Central Italian: Mellow, smooth, simple. Balance here is everything - sometimes at the expense of a flavour that is a bit generic - but the result is consistent. Very thick crema prevails and the coffee has an often almost sugary note.
Southern Italian: Dark, syrupy, hyperintense. Rather like the West Coast American style, they use a very dark roast, but unlike that style, they also use a short pour and very heavy extraction. Crema is thick and usually almost red in colour.
wow - thanks! I've never heard a breakdown like that. And I haven't done much traveling in 4/5 places that you cite, so no way to personally evaluate the distinction. I would say, however, that the current (past 5-10 years at least) trend in west coast coffee roasting is for lighter roasts. Much lighter than what is generically called "Italian roast" or "espresso roast" or even "french roast". And yes, not so oily.
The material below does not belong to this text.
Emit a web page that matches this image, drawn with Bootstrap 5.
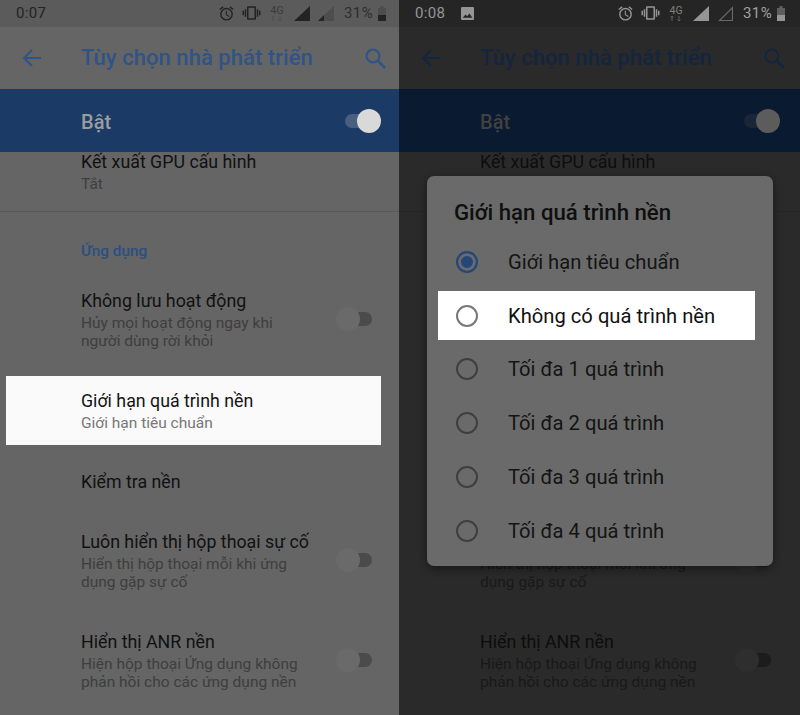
<!DOCTYPE html>
<html lang="vi">
<head>
<meta charset="utf-8">
<title>Tùy chọn nhà phát triển</title>
<link href="https://cdn.jsdelivr.net/npm/bootstrap@5.3.0/dist/css/bootstrap.min.css" rel="stylesheet">
<style>
html,body{margin:0;height:715px;overflow:hidden;background:#2a2a2a}
body{font-family:Roboto,"Noto Sans",sans-serif}
.screens{width:800px;height:715px;overflow:hidden}
.pane{position:relative;height:715px;overflow:hidden;background:var(--bg);flex:0 0 auto}
.pane-a{width:399px;--e:0px;--bg:#656565;--sbar:#5b5b5b;--stext:#232323;--accent:#2f5485;--band:#1b3a66;--bandtext:#9c9c9c;--knob:#d9d9d9;--ontrack:#4a5f80;--title:#111;--sub:#3e3e3e;--rule:#5a5a5a;--cat:#2a4f82;--offknob:#6a6a6a;--offtrack:#4b4b4b}
.pane-b{width:401px;--e:2px;--bg:#2a2a2a;--sbar:#252525;--stext:#959595;--accent:#14253f;--band:#0a1a30;--bandtext:#414141;--knob:#5c5c5c;--ontrack:#1a2536;--title:#0d0d0d;--sub:#191919;--rule:#262626;--cat:#12233c;--offknob:#2e2e2e;--offtrack:#1c1c1c}
.sbar{height:27px;background:var(--sbar);color:var(--stext);padding-left:16px;position:relative}
.sclock{font-size:15px;letter-spacing:.3px}
.sicons{position:absolute;left:0;top:0;width:400px;height:27px}
.sicons svg,.sicons span{position:absolute}
.spct{left:344px;top:3px;font-size:15px;line-height:21px;letter-spacing:.4px}
.tbar{height:62px;background:var(--bg);color:var(--accent)}
.tbar-title{font-size:22px;font-weight:500;margin-left:40px;line-height:30px;letter-spacing:.05px}
.tbar-back{margin-left:22px;width:19px;height:18px}
.tbar-search{margin-left:auto;margin-right:calc(13px + var(--e));width:21px;height:21px}
.onband{height:63px;background:var(--band);position:relative;z-index:1;padding-left:81px;color:var(--bandtext);font-size:20px;font-weight:500}
.onband-txt{padding-top:3px}
.lst{margin-top:-3px}
.itm{padding:1px 0 0 81px;position:relative;font-size:17.800px;line-height:24px;color:var(--title)}
.itm small{display:block;font-size:15.500px;line-height:18px;color:var(--sub);margin-top:1px}
.h-gpu{height:63px;border-bottom:1px solid var(--rule)}
.h-cat{height:76px;padding-top:27px;font-size:15.300px;font-weight:500;color:var(--cat)}
.h-kl{height:88px}
.h-hl{height:69px;margin:0 18px 0 6px;padding:13px 0 0 75px;background:#fafafa;color:#141414}
.h-hl small{color:#777}
.h-mid{height:153px}
.h-kt{height:84px;padding-top:25px}
.h-lu{height:100px}
.tgl{position:absolute;left:336px;top:19px;width:36px;height:24px}
.tgl i{position:absolute;left:12px;right:0;top:5px;height:14px;border-radius:7px;background:var(--offtrack)}
.tgl b{position:absolute;left:0;top:0;width:24px;height:24px;border-radius:50%;background:var(--offknob)}
.tgl-on{position:relative;width:36px;height:24px;margin-left:auto;margin-right:calc(18px + var(--e))}
.tgl-on i{position:absolute;left:0;right:10px;top:5px;height:14px;border-radius:7px;background:var(--ontrack)}
.tgl-on b{position:absolute;right:0;top:0;width:24px;height:24px;border-radius:50%;background:var(--knob)}
.dlg{position:absolute;left:28px;top:176px;width:346px;height:390px;background:#6a6a6a;border-radius:7px;box-shadow:0 3px 10px rgba(0,0,0,.45);padding:22px 18px 0 11px;color:#141414}
.dlg-title{font-size:22.200px;font-weight:500;line-height:28px;margin:0 0 9px 16px;color:#0f0f0f}
.opt{height:53.800px;font-size:20.200px;color:#141414;padding-left:2px}
.opt-lit{height:49px;margin:2.400px 0;background:#fff;color:#111}
.rdo{width:22px;height:22px;border:2px solid #3f3f3f;border-radius:50%;margin:0 30px 0 16px;flex:0 0 auto}
.opt-lit .rdo{border-color:#777}
.rdo-on{border-color:#24477a;background:#24477a;box-shadow:inset 0 0 0 3px #6a6a6a}
</style>
</head>
<body>
<svg width="0" height="0" class="d-block" aria-hidden="true">
  <symbol id="i-alarm" viewBox="0 0 24 24"><path fill="currentColor" d="M22 5.7l-4.6-3.9-1.3 1.5 4.6 3.9L22 5.7zM7.9 3.4L6.6 1.900 2 5.700l1.300 1.500 4.600-3.800zM12.500 8H11v6l4.700 2.900.8-1.200-4-2.400V8zM12 4a9 9 0 1 0 0 18 9 9 0 0 0 0-18zm0 16a7 7 0 1 1 0-14 7 7 0 0 1 0 14z"/></symbol>
  <symbol id="i-vib" viewBox="0 0 24 24"><path fill="currentColor" d="M0 15h2V9H0v6zm3 2h2V7H3v10zm19-8v6h2V9h-2zm-3 8h2V7h-2v10zM16.500 3h-9C6.700 3 6 3.700 6 4.500v15c0 .8.700 1.500 1.500 1.500h9c.8 0 1.500-.7 1.500-1.500v-15c0-.8-.7-1.500-1.500-1.500zM16 19H8V5h8v14z"/></symbol>
  <symbol id="i-back" viewBox="0 0 19 18"><path fill="none" stroke="currentColor" stroke-width="2" d="M19 9H2M10 1L2 9l8 8"/></symbol>
  <symbol id="i-search" viewBox="0 0 21 21"><circle cx="8" cy="8" r="6.500" fill="none" stroke="currentColor" stroke-width="2.200"/><path stroke="currentColor" stroke-width="2.500" d="M12.500 12.500l7.500 7.500"/></symbol>
  <symbol id="i-pic" viewBox="0 0 12 12"><path fill="currentColor" fill-rule="evenodd" d="M1 0h10a1 1 0 0 1 1 1v10a1 1 0 0 1-1 1H1a1 1 0 0 1-1-1V1a1 1 0 0 1 1-1zm.5 10h9L7.800 6 5.600 8.600 4.200 7z"/></symbol>
</svg>
<main class="screens d-flex">

  <section class="pane pane-a">
    <div class="sbar d-flex align-items-center">
      <span class="sclock">0:07</span>
      <div class="sicons">
        <svg style="left:218px;top:5px" width="17" height="17"><use href="#i-alarm"/></svg>
        <svg style="left:242px;top:4px" width="19" height="18"><use href="#i-vib"/></svg>
        <svg style="left:270px;top:5px" width="14" height="17" viewBox="0 0 14 17"><text x="0.500" y="9" font-size="10.500" font-family="Roboto" fill="#3a3a3a">4G</text><path d="M3 11v5M1.500 12.500L3 11l1.500 1.500M10 11v5M8.500 14.500L10 16l1.500-1.500" stroke="#4f4f4f" fill="none"/></svg>
        <svg style="left:294px;top:6px" width="16" height="15"><path d="M16 0v15H0z" fill="#232323"/></svg>
        <svg style="left:318px;top:6px" width="16" height="15"><path d="M16 0v15H0z" fill="#4d4d4d"/><path d="M6 9v6H0z" fill="#232323"/></svg>
        <span class="spct" style="color:#2e2e2e">31%</span>
        <svg style="left:378px;top:6px" width="8" height="15"><path d="M2.500 0h3v2h2.500v13H0V2h2.500z" fill="#4d4d4d"/><path d="M0 9h8v6H0z" fill="#232323"/></svg>
      </div>
    </div>
    <header class="tbar d-flex align-items-center">
      <svg class="tbar-back"><use href="#i-back"/></svg>
      <span class="tbar-title">Tùy chọn nhà phát triển</span>
      <svg class="tbar-search"><use href="#i-search"/></svg>
    </header>
    <div class="onband d-flex align-items-center">
      <span class="onband-txt">Bật</span>
      <span class="tgl-on"><i></i><b></b></span>
    </div>
    <div class="lst">
      <div class="itm h-gpu">Kết xuất GPU cấu hình<small>Tắt</small></div>
      <div class="itm h-cat">Ứng dụng</div>
      <div class="itm h-kl">Không lưu hoạt động<small>Hủy mọi hoạt động ngay khi<br>người dùng rời khỏi</small><span class="tgl"><i></i><b></b></span></div>
      <div class="itm h-hl">Giới hạn quá trình nền<small>Giới hạn tiêu chuẩn</small></div>
      <div class="itm h-kt">Kiểm tra nền</div>
      <div class="itm h-lu">Luôn hiển thị hộp thoại sự cố<small>Hiển thị hộp thoại mỗi khi ứng<br>dụng gặp sự cố</small><span class="tgl"><i></i><b></b></span></div>
      <div class="itm">Hiển thị ANR nền<small>Hiện hộp thoại Ứng dụng không<br>phản hồi cho các ứng dụng nền</small><span class="tgl"><i></i><b></b></span></div>
    </div>
  </section>

  <section class="pane pane-b">
    <div class="sbar d-flex align-items-center">
      <span class="sclock">0:08</span>
      <svg class="ms-3" width="13" height="13"><use href="#i-pic"/></svg>
      <div class="sicons">
        <svg style="left:218px;top:5px" width="17" height="17"><use href="#i-alarm"/></svg>
        <svg style="left:242px;top:4px" width="19" height="18"><use href="#i-vib"/></svg>
        <svg style="left:270px;top:5px" width="14" height="17" viewBox="0 0 14 17"><text x="0.500" y="9" font-size="10.500" font-family="Roboto" fill="#808080">4G</text><path d="M3 11v5M1.500 12.500L3 11l1.500 1.500M10 11v5M8.500 14.500L10 16l1.500-1.500" stroke="#5e5e5e" fill="none"/></svg>
        <svg style="left:294px;top:6px" width="16" height="15"><path d="M16 0v15H0z" fill="#959595"/></svg>
        <svg style="left:318px;top:6px" width="16" height="15"><path d="M15.500 1.500v13h-13z" fill="none" stroke="#6a6a6a" stroke-width="1.200"/></svg>
        <span class="spct" style="color:#a0a0a0">31%</span>
        <svg style="left:378px;top:6px" width="8" height="15"><path d="M2.500 0h3v2h2.500v13H0V2h2.500z" fill="#5e5e5e"/><path d="M0 9h8v6H0z" fill="#959595"/></svg>
      </div>
    </div>
    <header class="tbar d-flex align-items-center">
      <svg class="tbar-back"><use href="#i-back"/></svg>
      <span class="tbar-title">Tùy chọn nhà phát triển</span>
      <svg class="tbar-search"><use href="#i-search"/></svg>
    </header>
    <div class="onband d-flex align-items-center">
      <span class="onband-txt">Bật</span>
      <span class="tgl-on"><i></i><b></b></span>
    </div>
    <div class="lst">
      <div class="itm h-gpu">Kết xuất GPU cấu hình</div>
      <div class="h-cat"></div>
      <div class="h-kl"></div>
      <div class="h-mid"></div>
      <div class="itm h-lu">&nbsp;<small>Hiển thị hộp thoại mỗi khi ứng<br>dụng gặp sự cố</small><span class="tgl"><i></i><b></b></span></div>
      <div class="itm">Hiển thị ANR nền<small>Hiện hộp thoại Ứng dụng không<br>phản hồi cho các ứng dụng nền</small><span class="tgl"><i></i><b></b></span></div>
    </div>
    <div class="dlg" role="dialog">
      <h2 class="dlg-title">Giới hạn quá trình nền</h2>
      <div class="opt d-flex align-items-center"><span class="rdo rdo-on"></span>Giới hạn tiêu chuẩn</div>
      <div class="opt opt-lit d-flex align-items-center"><span class="rdo"></span>Không có quá trình nền</div>
      <div class="opt d-flex align-items-center"><span class="rdo"></span>Tối đa 1 quá trình</div>
      <div class="opt d-flex align-items-center"><span class="rdo"></span>Tối đa 2 quá trình</div>
      <div class="opt d-flex align-items-center"><span class="rdo"></span>Tối đa 3 quá trình</div>
      <div class="opt d-flex align-items-center"><span class="rdo"></span>Tối đa 4 quá trình</div>
    </div>
  </section>
</main>
<script src="https://cdn.jsdelivr.net/npm/bootstrap@5.3.0/dist/js/bootstrap.bundle.min.js"></script>
</body>
</html>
As far as volume, most of what I've encountered (again, in the US) is a 30-45 ml shot, drawn from 17-21 grams of coffee, which is definitely lower than the Istituto Nazionale Espresso Italiano guidelines.
And when I say "west coast", I'm talking about places like Espresso Vivace, Stumptown, Blue Bottle... but this doesn't seem to vary significantly elsewhere in the country (at good coffee shops).